▶ _Do this_: Using the data below, tally the lines that include the string "React". Only the number is wanted.

━━━ Data extract

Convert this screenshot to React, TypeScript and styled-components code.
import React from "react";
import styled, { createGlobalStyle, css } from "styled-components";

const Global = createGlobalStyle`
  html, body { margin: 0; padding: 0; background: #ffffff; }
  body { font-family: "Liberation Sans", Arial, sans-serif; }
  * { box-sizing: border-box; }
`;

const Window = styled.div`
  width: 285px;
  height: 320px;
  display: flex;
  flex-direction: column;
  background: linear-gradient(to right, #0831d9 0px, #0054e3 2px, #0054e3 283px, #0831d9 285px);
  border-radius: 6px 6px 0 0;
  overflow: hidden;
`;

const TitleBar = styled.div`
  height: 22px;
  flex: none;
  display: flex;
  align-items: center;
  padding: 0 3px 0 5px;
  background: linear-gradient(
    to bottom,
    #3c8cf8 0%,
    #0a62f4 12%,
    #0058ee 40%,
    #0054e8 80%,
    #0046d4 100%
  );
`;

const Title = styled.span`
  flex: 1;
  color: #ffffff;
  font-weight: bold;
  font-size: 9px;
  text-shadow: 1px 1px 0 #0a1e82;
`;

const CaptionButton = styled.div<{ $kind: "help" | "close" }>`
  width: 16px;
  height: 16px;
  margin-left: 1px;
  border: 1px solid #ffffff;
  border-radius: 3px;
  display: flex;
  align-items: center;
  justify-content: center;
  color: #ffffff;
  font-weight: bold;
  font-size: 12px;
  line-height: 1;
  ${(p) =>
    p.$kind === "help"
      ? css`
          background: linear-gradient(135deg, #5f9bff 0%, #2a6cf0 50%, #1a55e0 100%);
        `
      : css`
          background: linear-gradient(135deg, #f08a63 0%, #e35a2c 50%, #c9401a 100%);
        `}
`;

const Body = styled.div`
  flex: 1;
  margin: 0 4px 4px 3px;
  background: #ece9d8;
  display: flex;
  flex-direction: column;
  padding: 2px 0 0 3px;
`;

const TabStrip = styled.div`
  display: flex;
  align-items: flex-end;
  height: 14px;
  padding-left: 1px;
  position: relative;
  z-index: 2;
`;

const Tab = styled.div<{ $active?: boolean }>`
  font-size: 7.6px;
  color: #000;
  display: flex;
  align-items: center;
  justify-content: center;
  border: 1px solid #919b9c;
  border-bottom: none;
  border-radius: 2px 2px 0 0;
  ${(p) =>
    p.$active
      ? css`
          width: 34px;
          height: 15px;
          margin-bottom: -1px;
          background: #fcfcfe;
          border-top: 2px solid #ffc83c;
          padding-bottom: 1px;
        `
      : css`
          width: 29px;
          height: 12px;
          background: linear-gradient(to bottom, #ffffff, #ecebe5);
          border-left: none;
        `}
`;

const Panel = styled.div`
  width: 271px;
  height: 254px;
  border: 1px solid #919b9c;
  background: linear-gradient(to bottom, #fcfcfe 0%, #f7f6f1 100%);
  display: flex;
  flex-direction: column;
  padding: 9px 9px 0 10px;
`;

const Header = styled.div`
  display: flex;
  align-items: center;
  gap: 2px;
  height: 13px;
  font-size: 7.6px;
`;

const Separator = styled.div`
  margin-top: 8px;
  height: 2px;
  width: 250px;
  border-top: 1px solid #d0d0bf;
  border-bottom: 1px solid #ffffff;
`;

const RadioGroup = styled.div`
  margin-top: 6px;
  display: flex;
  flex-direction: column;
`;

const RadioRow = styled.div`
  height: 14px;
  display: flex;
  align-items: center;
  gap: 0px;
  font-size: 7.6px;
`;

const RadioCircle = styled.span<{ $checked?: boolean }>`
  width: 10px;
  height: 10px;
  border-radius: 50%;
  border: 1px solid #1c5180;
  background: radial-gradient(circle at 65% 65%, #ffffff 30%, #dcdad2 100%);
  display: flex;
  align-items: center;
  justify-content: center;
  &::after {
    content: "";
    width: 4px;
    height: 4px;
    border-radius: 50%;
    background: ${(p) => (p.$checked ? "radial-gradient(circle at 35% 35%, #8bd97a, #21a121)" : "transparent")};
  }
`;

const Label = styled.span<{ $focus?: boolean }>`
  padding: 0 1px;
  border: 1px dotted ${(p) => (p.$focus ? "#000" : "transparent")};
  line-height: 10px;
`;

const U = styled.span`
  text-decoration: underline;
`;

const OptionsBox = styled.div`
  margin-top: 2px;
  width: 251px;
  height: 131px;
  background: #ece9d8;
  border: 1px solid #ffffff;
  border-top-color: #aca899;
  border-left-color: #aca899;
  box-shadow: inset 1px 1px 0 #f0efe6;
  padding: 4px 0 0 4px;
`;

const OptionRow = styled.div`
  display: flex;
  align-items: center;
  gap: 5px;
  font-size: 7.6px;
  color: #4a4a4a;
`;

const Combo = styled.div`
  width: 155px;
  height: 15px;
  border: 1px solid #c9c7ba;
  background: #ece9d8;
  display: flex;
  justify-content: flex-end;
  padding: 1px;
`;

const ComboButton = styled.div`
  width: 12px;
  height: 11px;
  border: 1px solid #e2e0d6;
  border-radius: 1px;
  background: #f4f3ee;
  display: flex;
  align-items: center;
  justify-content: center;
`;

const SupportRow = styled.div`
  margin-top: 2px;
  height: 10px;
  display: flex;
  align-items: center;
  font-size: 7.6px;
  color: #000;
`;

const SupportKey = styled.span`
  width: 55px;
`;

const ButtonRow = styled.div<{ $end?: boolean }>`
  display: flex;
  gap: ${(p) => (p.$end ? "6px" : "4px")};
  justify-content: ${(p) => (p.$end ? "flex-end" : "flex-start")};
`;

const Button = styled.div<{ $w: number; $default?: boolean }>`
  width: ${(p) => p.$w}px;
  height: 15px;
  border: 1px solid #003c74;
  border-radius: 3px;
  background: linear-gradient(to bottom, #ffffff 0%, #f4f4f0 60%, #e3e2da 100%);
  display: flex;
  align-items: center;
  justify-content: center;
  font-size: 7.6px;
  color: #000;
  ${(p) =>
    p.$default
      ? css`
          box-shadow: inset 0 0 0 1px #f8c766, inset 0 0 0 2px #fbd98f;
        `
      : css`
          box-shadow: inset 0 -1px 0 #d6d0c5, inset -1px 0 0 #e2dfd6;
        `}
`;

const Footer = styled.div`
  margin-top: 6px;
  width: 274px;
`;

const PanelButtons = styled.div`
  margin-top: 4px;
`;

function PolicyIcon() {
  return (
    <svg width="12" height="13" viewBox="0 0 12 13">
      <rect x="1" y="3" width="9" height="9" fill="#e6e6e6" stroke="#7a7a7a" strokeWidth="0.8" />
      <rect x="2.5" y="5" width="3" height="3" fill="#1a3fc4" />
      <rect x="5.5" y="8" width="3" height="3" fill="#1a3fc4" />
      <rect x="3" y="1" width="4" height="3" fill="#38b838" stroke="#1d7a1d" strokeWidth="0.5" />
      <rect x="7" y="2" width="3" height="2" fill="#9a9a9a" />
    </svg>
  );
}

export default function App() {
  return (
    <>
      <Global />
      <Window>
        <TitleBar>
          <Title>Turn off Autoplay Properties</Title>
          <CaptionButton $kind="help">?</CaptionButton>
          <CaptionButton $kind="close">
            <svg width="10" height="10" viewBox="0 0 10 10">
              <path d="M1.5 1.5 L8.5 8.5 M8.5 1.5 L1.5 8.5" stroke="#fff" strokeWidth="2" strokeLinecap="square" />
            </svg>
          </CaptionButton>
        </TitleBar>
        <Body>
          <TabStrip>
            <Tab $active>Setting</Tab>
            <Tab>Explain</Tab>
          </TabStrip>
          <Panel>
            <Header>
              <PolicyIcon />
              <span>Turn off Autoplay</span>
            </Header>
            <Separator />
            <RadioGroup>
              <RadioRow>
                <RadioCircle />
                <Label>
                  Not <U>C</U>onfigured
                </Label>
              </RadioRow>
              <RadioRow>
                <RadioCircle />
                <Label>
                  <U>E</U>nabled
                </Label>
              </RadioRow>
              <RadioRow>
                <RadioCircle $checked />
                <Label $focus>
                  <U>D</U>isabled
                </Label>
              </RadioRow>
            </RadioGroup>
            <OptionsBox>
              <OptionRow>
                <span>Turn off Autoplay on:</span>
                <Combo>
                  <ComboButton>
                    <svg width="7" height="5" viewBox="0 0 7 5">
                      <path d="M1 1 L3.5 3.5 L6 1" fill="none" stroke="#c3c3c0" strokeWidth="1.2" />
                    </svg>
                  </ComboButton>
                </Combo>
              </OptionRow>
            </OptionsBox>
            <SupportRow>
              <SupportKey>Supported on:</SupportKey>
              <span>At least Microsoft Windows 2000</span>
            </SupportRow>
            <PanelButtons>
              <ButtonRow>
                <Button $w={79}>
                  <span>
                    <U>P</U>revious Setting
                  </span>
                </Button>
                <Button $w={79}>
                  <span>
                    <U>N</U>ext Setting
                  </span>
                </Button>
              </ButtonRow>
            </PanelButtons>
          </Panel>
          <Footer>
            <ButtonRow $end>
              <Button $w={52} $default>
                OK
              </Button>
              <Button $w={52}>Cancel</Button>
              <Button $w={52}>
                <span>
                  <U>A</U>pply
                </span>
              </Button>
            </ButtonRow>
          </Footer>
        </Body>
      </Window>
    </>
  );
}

━━━━━━

▶ _Task answer_: 2